As recipient of the Sidney Hillman Prize for Opinion & Analysis Journalism for his New Yorker columns, Cobb was praised for combining “the strengths of an on-the-scene reporter, a public intellectual, a teacher, a vivid writer, a subtle moralist, and an accomplished professional historian”—qualities he brings to his gripping talks.

Dr. Jelani Cobb is a staff writer at the New Yorker, historian, and the Ira A. Lipton Professor of Journalism at Columbia Journalism School. His work focuses on race, politics, and culture while connecting the historical context of racism to current affairs.

Dr. Cobb is the author of several titles including The Substance of Hope: Barack Obama and the Paradox of Progress, The Devil and Dave Chappell & Other Essays, and To the Break of Dawn: A Freestyle on the Hip Hop Aesthetic. Dr. Cobb was a Pulitzer Prize finalist for commentary and has been a featured commentator on media platforms such as NPR, Al-Jazeera, CNN, MSNBC and others.

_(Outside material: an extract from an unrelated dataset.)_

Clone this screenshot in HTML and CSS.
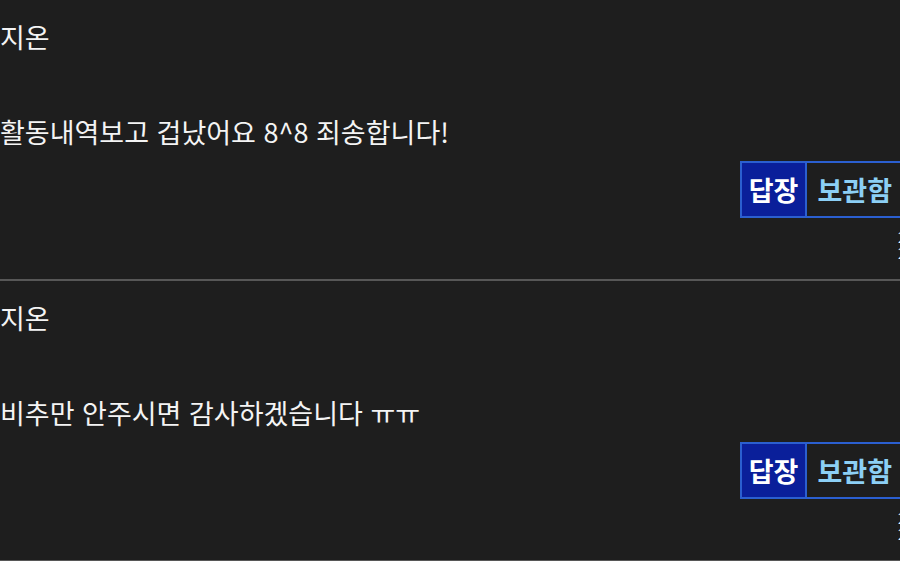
FILE: index.html
```html
<!DOCTYPE html>
<html lang="ko">
<head>
<meta charset="utf-8">
<link rel="stylesheet" href="styles.css">
</head>
<body>
<div class="list">
  <div class="item">
    <div class="name">지온</div>
    <div class="msg">활동내역보고 겁났어요 8^8 죄송합니다!</div>
    <div class="actions">
      <button class="btn reply">답장</button>
      <button class="btn keep">보관함</button>
    </div>
    <div class="meta"><span>2024.</span><span>21:30</span></div>
  </div>
  <div class="item">
    <div class="name">지온</div>
    <div class="msg">비추만 안주시면 감사하겠습니다 ㅠㅠ</div>
    <div class="actions">
      <button class="btn reply">답장</button>
      <button class="btn keep">보관함</button>
    </div>
    <div class="meta"><span>2024.</span><span>21:28</span></div>
  </div>
</div>
</body>
</html>
```
FILE: styles.css
```css
html, body {
  margin: 0;
  padding: 0;
  background: #1e1e1e;
  overflow: hidden;
}
body {
  width: 900px;
  height: 561px;
  font-family: "Noto Sans CJK KR", "Noto Sans", sans-serif;
  color: #f4f4f4;
}
.list {
  width: 904px;
}
.item {
  box-sizing: border-box;
  height: 281px;
  padding-top: 19px;
  border-bottom: 2px solid #575757;
}
.name {
  font-size: 27px;
  line-height: 36px;
  font-weight: 400;
}
.msg {
  margin-top: 59px;
  font-size: 27px;
  line-height: 36px;
  font-weight: 400;
}
.actions {
  margin-top: 11px;
  display: flex;
  justify-content: flex-end;
}
.btn {
  height: 57px;
  box-sizing: border-box;
  border: 2px solid #2b5fd0;
  font-family: "Noto Sans CJK KR", "Noto Sans", sans-serif;
  font-weight: 700;
  font-size: 27px;
  line-height: 1;
  padding: 0 7px;
  margin: 0;
  border-radius: 0;
}
.reply {
  background: #0a1f9a;
  color: #ffffff;
}
.keep {
  background: transparent;
  color: #8ccff5;
  border-left: none;
  padding: 0 10px 0 10px;
}
.meta {
  margin-top: 11px;
  padding-left: 898px;
  font-size: 14px;
  line-height: 16px;
  white-space: nowrap;
  color: #f4f4f4;
  display: flex;
  flex-direction: column;
}
```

His recent work includes participating in Ava DuVernay’s landmark documentary “The 13th.” Dr. Cobb contrasts the values of democracy with the reality of the U.S.’s status as having the largest prison population in the world. Throughout the film he advances the argument that the economic realities of Reconstruction and the specific clause written into the 13th amendment allowing people convicted of a crime to be punished through manual labor during imprisonment led to the rise of the prison industrial complex.